Sound confusing? It can be. Until you receive definitive word your employer is changing their plan, it is best to use up your FSA funds prior to the end of your plan year.
Tips to ensure their deductibility
One often over-looked way to reduce your tax obligation is to donate gently used items to a favorite charity. Too often this is done without the necessary forethought to ensure you can deduct the value of these donations on your tax return. Here are some tips to ensure you can receive this tax benefit.
- Good or Better Condition. Remember only items donated that are in good or better condition can be used as a charitable contribution on your tax return.
- Document your donation. Fill out a donation sheet each time you donate. The sheet should include the name of the charitable organization, address, date, and types of items donated.

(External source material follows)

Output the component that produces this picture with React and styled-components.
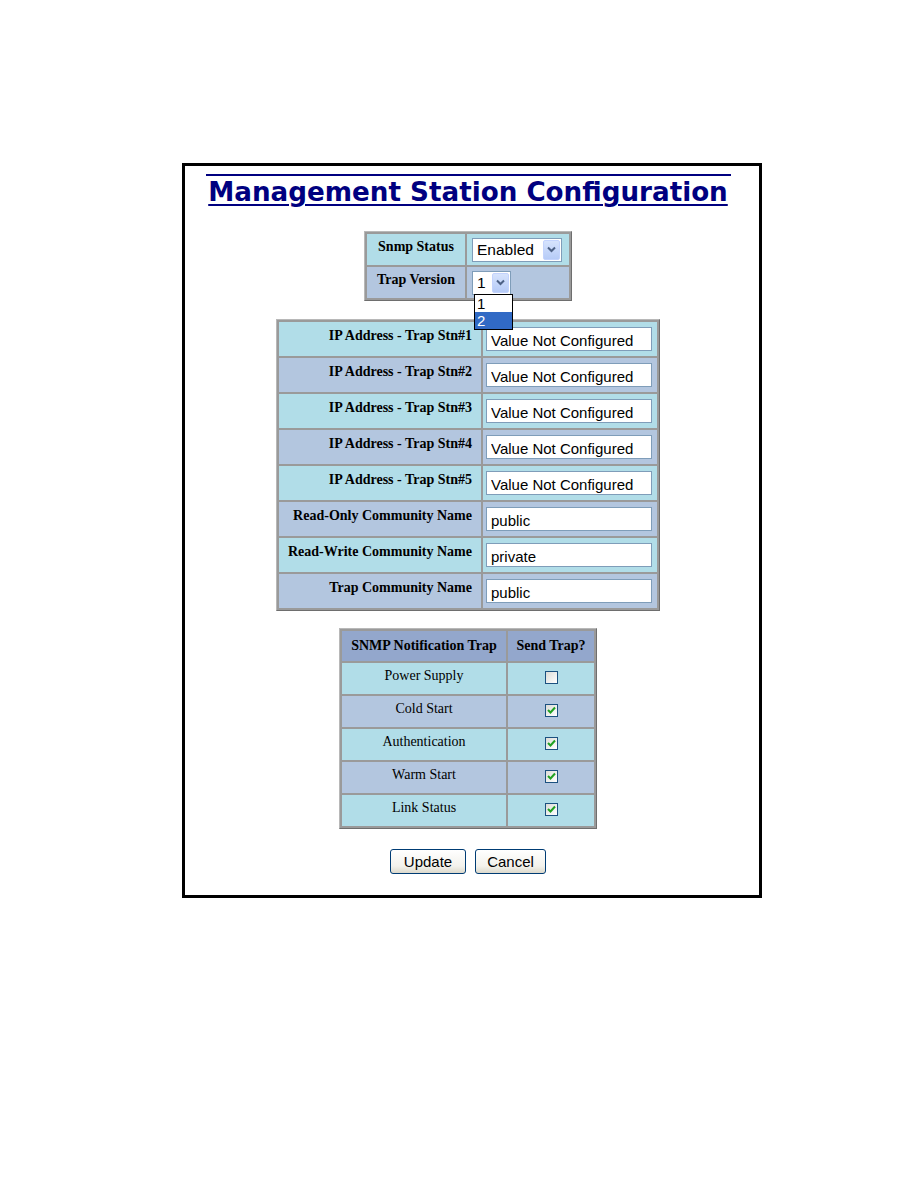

It should also include a detailed list of the items donated, their initial value and the donated value. Note the value you are assigning to each item donated.
- Take a Photo. Use this photo as a visual documentation of what you donated.
- Get an acknowledgement and receipt. Even if the donation is small, always ask for an acknowledgement of your donation. Even churches should be ready and willing to do this for you.
- Establish reasonable value. Do not overstate the value of the items you donate. Use places like e-bay, Amazon, the Salvation Army and used book/consignment stores to establish the used values of your items.
- Donate entire ownership. The IRS does not like donation of part ownership of items. It is always best to make donations with no strings attached.
- Track your mileage too. Remember even your miles driven to and from the charitable location are deductible too.
- Have your warning antenna go up. The IRS has special rules for charitable donations. While they can be complex, here are some red flag items that should warrant consultation prior to donating the following:
- Any stocks and investments owned for one year or longer
- Any items valued over $250 or $500 or $5,000. Each of these levels can introduce new documentation requirements and a potential requirement for appraisals.